Amazon’s Pay-Per-Review Problem Persists

Amazon 

Amazon continues to have a problem with paid-for product reviews that tend to give customers an overly favorable impression of the goods they are buying.

It is a problem that hit Travis, a Northeastern teen looking for a trigger lock for his rifle. He ordered what seemed to be the best-reviewed piece on the marketplace site, only to discover that the lock could be forced open with the slightest amount of pressure. Travis told NPR that he is now sure he fell victim to fake product reviews.

The reason he is so sure?

He himself writes such reviews for pay.

“I don’t think it’s right that people can write fake reviews on products,” Travis said. “But I need the money.”

And Travis, NPR notes, is far from alone.
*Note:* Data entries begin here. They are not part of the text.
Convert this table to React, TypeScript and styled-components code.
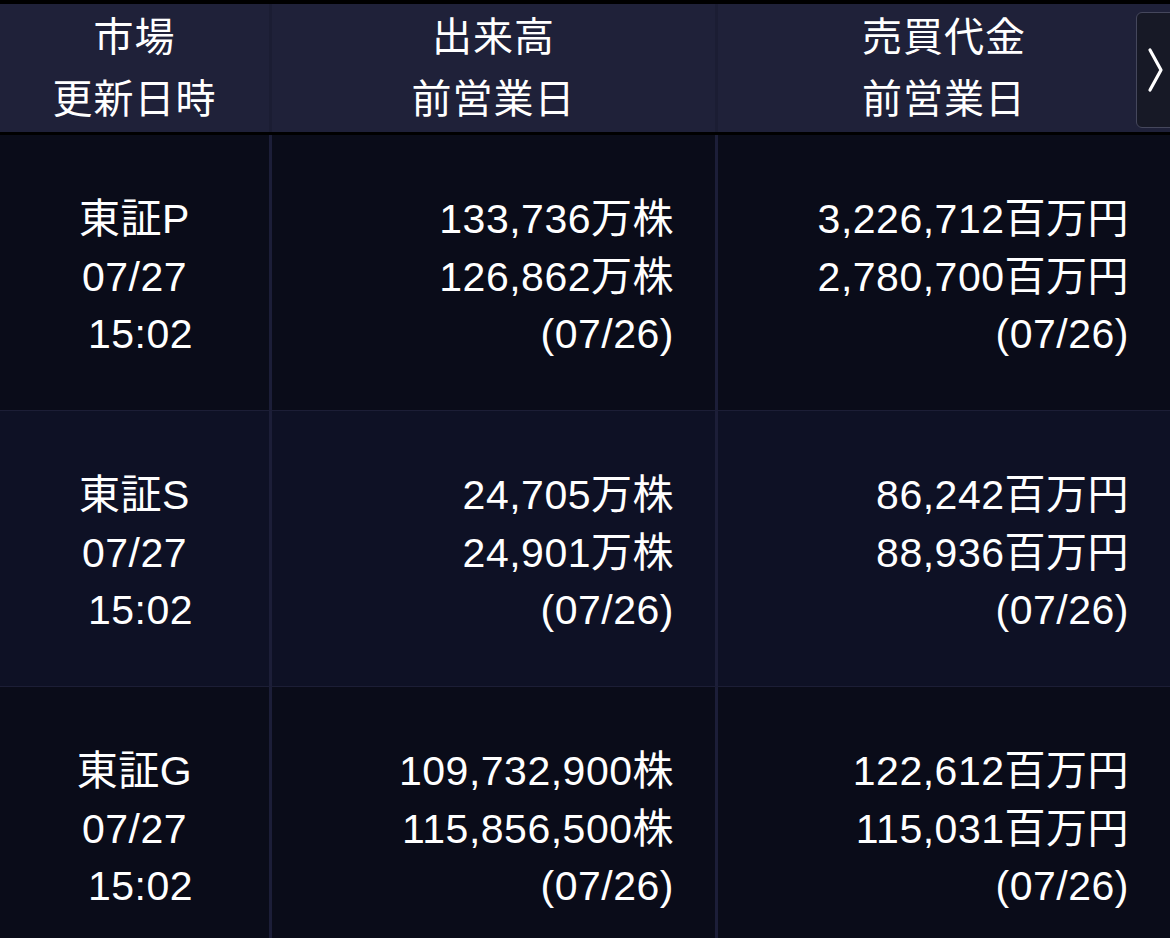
import styled, { createGlobalStyle } from "styled-components";

const GlobalStyle = createGlobalStyle`
  html, body {
    margin: 0;
    padding: 0;
    background: #0a0c19;
  }
  body {
    font-family: "Liberation Sans", "Noto Sans CJK JP", sans-serif;
    color: #ffffff;
  }
`;

const Screen = styled.div`
  width: 1170px;
  height: 938px;
  overflow: hidden;
  position: relative;
  background: #0a0c19;
  border-top: 4px solid #000;
  box-sizing: border-box;
`;

const Grid = styled.div`
  display: grid;
  grid-template-columns: 272px 446px 1fr;
`;

const HeadRow = styled(Grid)`
  height: 128px;
  background: #1f2139;
  border-bottom: 3px solid #000;
`;

const HeadCell = styled.div<{ $last?: boolean }>`
  display: flex;
  flex-direction: column;
  align-items: center;
  justify-content: center;
  font-size: 40px;
  line-height: 62px;
  letter-spacing: 1px;
  border-right: ${(p) => (p.$last ? "none" : "3px solid #1b1d33")};
`;

const BodyRow = styled(Grid)<{ $even?: boolean }>`
  height: 276px;
  background: ${(p) => (p.$even ? "#0e1125" : "#0a0c19")};
  border-bottom: 1px solid #1c1e36;
  box-sizing: border-box;
`;

const Cell = styled.div<{ $align: "center" | "right"; $last?: boolean }>`
  display: flex;
  flex-direction: column;
  justify-content: center;
  align-items: ${(p) => (p.$align === "center" ? "center" : "flex-end")};
  padding: 10px ${(p) => (p.$align === "right" ? "41px" : "0")} 0 0;
  font-size: 41px;
  line-height: 57.5px;
  letter-spacing: 0.5px;
  white-space: pre;
  border-right: ${(p) => (p.$last ? "none" : "3px solid #1c1e38")};
`;

const NextButton = styled.div`
  position: absolute;
  top: 8px;
  left: 1136px;
  width: 48px;
  height: 116px;
  border: 1px solid #45475c;
  border-radius: 6px;
  background: #171926;
  display: flex;
  align-items: center;
  padding-left: 10px;
  box-sizing: border-box;
`;

type Market = {
  name: string;
  date: string;
  time: string;
  volume: string;
  prevVolume: string;
  value: string;
  prevValue: string;
  prevDate: string;
};

const markets: Market[] = [
  {
    name: "東証P",
    date: "07/27",
    time: " 15:02",
    volume: "133,736万株",
    prevVolume: "126,862万株",
    value: "3,226,712百万円",
    prevValue: "2,780,700百万円",
    prevDate: "(07/26)",
  },
  {
    name: "東証S",
    date: "07/27",
    time: " 15:02",
    volume: "24,705万株",
    prevVolume: "24,901万株",
    value: "86,242百万円",
    prevValue: "88,936百万円",
    prevDate: "(07/26)",
  },
  {
    name: "東証G",
    date: "07/27",
    time: " 15:02",
    volume: "109,732,900株",
    prevVolume: "115,856,500株",
    value: "122,612百万円",
    prevValue: "115,031百万円",
    prevDate: "(07/26)",
  },
];

const App = () => {
  return (
    <>
      <GlobalStyle />
      <Screen>
        <HeadRow>
          <HeadCell>
            <span>市場</span>
            <span>更新日時</span>
          </HeadCell>
          <HeadCell>
            <span>出来高</span>
            <span>前営業日</span>
          </HeadCell>
          <HeadCell $last>
            <span>売買代金</span>
            <span>前営業日</span>
          </HeadCell>
        </HeadRow>
        {markets.map((m, i) => (
          <BodyRow key={m.name} $even={i % 2 === 1}>
            <Cell $align="center">
              <span>{m.name}</span>
              <span>{m.date}</span>
              <span>{m.time}</span>
            </Cell>
            <Cell $align="right">
              <span>{m.volume}</span>
              <span>{m.prevVolume}</span>
              <span>{m.prevDate}</span>
            </Cell>
            <Cell $align="right" $last>
              <span>{m.value}</span>
              <span>{m.prevValue}</span>
              <span>{m.prevDate}</span>
            </Cell>
          </BodyRow>
        ))}
        <NextButton>
          <svg width="18" height="46" viewBox="0 0 18 46">
            <path
              d="M3 3 L14 23 L3 43"
              fill="none"
              stroke="#fff"
              strokeWidth={3.2}
              strokeLinecap="round"
              strokeLinejoin="round"
            />
          </svg>
        </NextButton>
      </Screen>
    </>
  );
};

export default App;
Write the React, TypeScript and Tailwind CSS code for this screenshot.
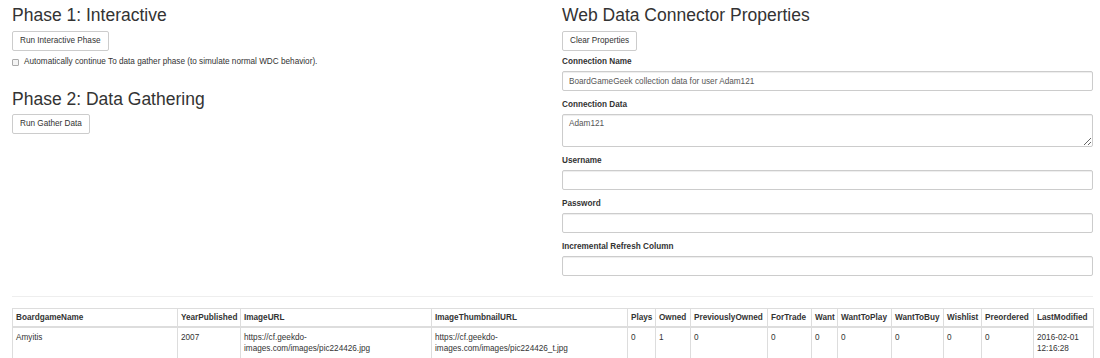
const columns = [
  { name: 'BoardgameName', w: 'w-[165px]' },
  { name: 'YearPublished', w: 'w-[63px]' },
  { name: 'ImageURL', w: 'w-[191px]' },
  { name: 'ImageThumbnailURL', w: 'w-[196px]' },
  { name: 'Plays', w: 'w-[28px]' },
  { name: 'Owned', w: 'w-[35px]' },
  { name: 'PreviouslyOwned', w: 'w-[77px]' },
  { name: 'ForTrade', w: 'w-[44px]' },
  { name: 'Want', w: 'w-[26px]' },
  { name: 'WantToPlay', w: 'w-[54px]' },
  { name: 'WantToBuy', w: 'w-[52px]' },
  { name: 'Wishlist', w: 'w-[38px]' },
  { name: 'Preordered', w: 'w-[52px]' },
  { name: 'LastModified', w: 'w-[60px]' },
];

const row: React.ReactNode[] = [
  'Amyitis',
  '2007',
  <>https://cf.geekdo-<br />images.com/images/pic224426.jpg</>,
  <>https://cf.geekdo-<br />images.com/images/pic224426_t.jpg</>,
  '0',
  '1',
  '0',
  '0',
  '0',
  '0',
  '0',
  '0',
  '0',
  <>2016-02-01<br />12:16:28</>,
];

const fields = [
  { label: 'Connection Name', value: 'BoardGameGeek collection data for user Adam121' },
  { label: 'Connection Data', value: 'Adam121', area: true },
  { label: 'Username', value: '' },
  { label: 'Password', value: '' },
  { label: 'Incremental Refresh Column', value: '' },
];

function Btn({ children }: { children: React.ReactNode }) {
  return (
    <button className="h-[20px] px-[7px] bg-white border border-[#ccc] rounded-[2px] text-[8.2px] leading-[12px] text-[#333]">
      {children}
    </button>
  );
}

export default function App() {
  return (
    <div className="min-h-screen bg-white pl-[12px] pr-[7px] text-[8.2px] text-[#333] font-['Liberation_Sans',Arial,sans-serif]">
      <div className="grid grid-cols-2 gap-[19px]">
        {/* Left: phases */}
        <div>
          <h2 className="mt-[6px] mb-[6px] text-[17.5px] leading-[19px] font-normal">Phase 1: Interactive</h2>
          <Btn>Run Interactive Phase</Btn>
          <label className="mt-[5px] flex items-center gap-[5px] leading-[12px]">
            <span className="w-[7px] h-[7px] border border-[#aaa] rounded-[1px] bg-[#f4f4f4]" />
            Automatically continue To data gather phase (to simulate normal WDC behavior).
          </label>
          <h2 className="mt-[22px] mb-[5px] text-[17.5px] leading-[19px] font-normal">Phase 2: Data Gathering</h2>
          <Btn>Run Gather Data</Btn>
        </div>

        {/* Right: properties */}
        <div>
          <h2 className="mt-[6px] mb-[6px] text-[17.5px] leading-[19px] font-normal">Web Data Connector Properties</h2>
          <Btn>Clear Properties</Btn>
          <div className="mt-[5px] flex flex-col gap-[8px]">
            {fields.map(f => (
              <div key={f.label}>
                <p className="mb-[3px] font-bold leading-[12px]">{f.label}</p>
                {f.area ? (
                  <textarea
                    readOnly
                    defaultValue={f.value}
                    className="block w-full h-[33px] px-[6px] py-[3px] border border-[#ccc] rounded-[2px] text-[8.2px] leading-[12px] text-[#555] shadow-[inset_0_1px_1px_rgba(0,0,0,0.075)] outline-none"
                  />
                ) : (
                  <input
                    readOnly
                    defaultValue={f.value}
                    className="block w-full h-[20px] px-[6px] border border-[#ccc] rounded-[2px] text-[8.2px] text-[#555] shadow-[inset_0_1px_1px_rgba(0,0,0,0.075)] outline-none"
                  />
                )}
              </div>
            ))}
          </div>
        </div>
      </div>

      <hr className="mt-[20px] mb-[11px] border-t border-[#eee]" />

      {/* Data table */}
      <table className="w-full table-fixed border-collapse border border-[#ddd]">
        <colgroup>
          {columns.map(c => <col key={c.name} className={c.w} />)}
        </colgroup>
        <thead>
          <tr>
            {columns.map(c => (
              <th key={c.name} className="px-[3px] py-[3px] text-left font-bold leading-[11px] border border-[#ddd] border-b-2 whitespace-nowrap">
                {c.name}
              </th>
            ))}
          </tr>
        </thead>
        <tbody>
          <tr>
            {row.map((cell, i) => (
              <td key={i} className="px-[3px] py-[4px] align-top leading-[11px] border border-[#ddd]">
                {cell}
              </td>
            ))}
          </tr>
        </tbody>
      </table>
    </div>
  );
}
He is one of a large shadow network of false review writers that congregate in places like Facebook, Slack and subreddits, a dark marketplace hovering about Amazon’s legitimate market for products.

And though Amazon has spent years fighting the fakes, the problem remains. According to auditors like Fakespot and ReviewMeta, around half of the reviews for the most popular products on Amazon are of questionable origin.

Amazon does not agree with the estimate, claiming that it is much, much too high.

“Our approximation is that less than 1 percent of reviews are inauthentic,” said Sharon Chiarella, vice president of community shopping at Amazon.

“We have built a lot of technology to assess whether or not we think a review is authentic,” Chiarella noted. “The star rating, a lot of people think that’s an average … it’s actually much more intelligent. It’s a weighted calculation that gives more weight to reviews we trust more and less to reviews we trust less.”

And Amazon is very clearly serious about stopping the fake reviews, having sued over 1,000 sellers for buying reviews in the last three years alone. Those suits, according to Chiarella, give Amazon a chance to subpoena bad actors to get data from them.

“That allows us to identify more bad actors and spider out from there and train our algorithms,” she said.

But fake reviews are big business – and not prone to disappearing just because Amazon is out to discover them. As Amazon gets better at spotting fakes, fakers get better at faking their reviews.

Travis noted that when he contracts with Amazon sellers, they often include detailed instructions on how to buy the product, how long to wait to review it and how to place those reviews. Once he’s posted his review, the goods seller refunds his money, along with a commission for taking the trouble to write the review.

Renée DiResta, director of research at New Knowledge, noted that these persistent efforts mean Amazon is always going to be playing “whack-a-mole” with fake reviews that probably aren’t going anywhere.

“Being on the first page of Amazon is profoundly impactful for businesses,” DiResta said. “Doing well on Amazon really makes or breaks brands.”

The most likely to pay for positive reviews, she noted, are Chinese brands selling on Alibaba who are looking for a more direct entry path into the U.S. market.

“If you order from Alibaba, it’s going to take six to eight weeks to arrive; it’s not a great experience,” DiResta said. “If you buy on Amazon, it feels like a protected transaction.”

Fake reviews are bad for Amazon’s brand, of course. Amazon will keep cracking down despite the reviewers’ best efforts at creatively evading them.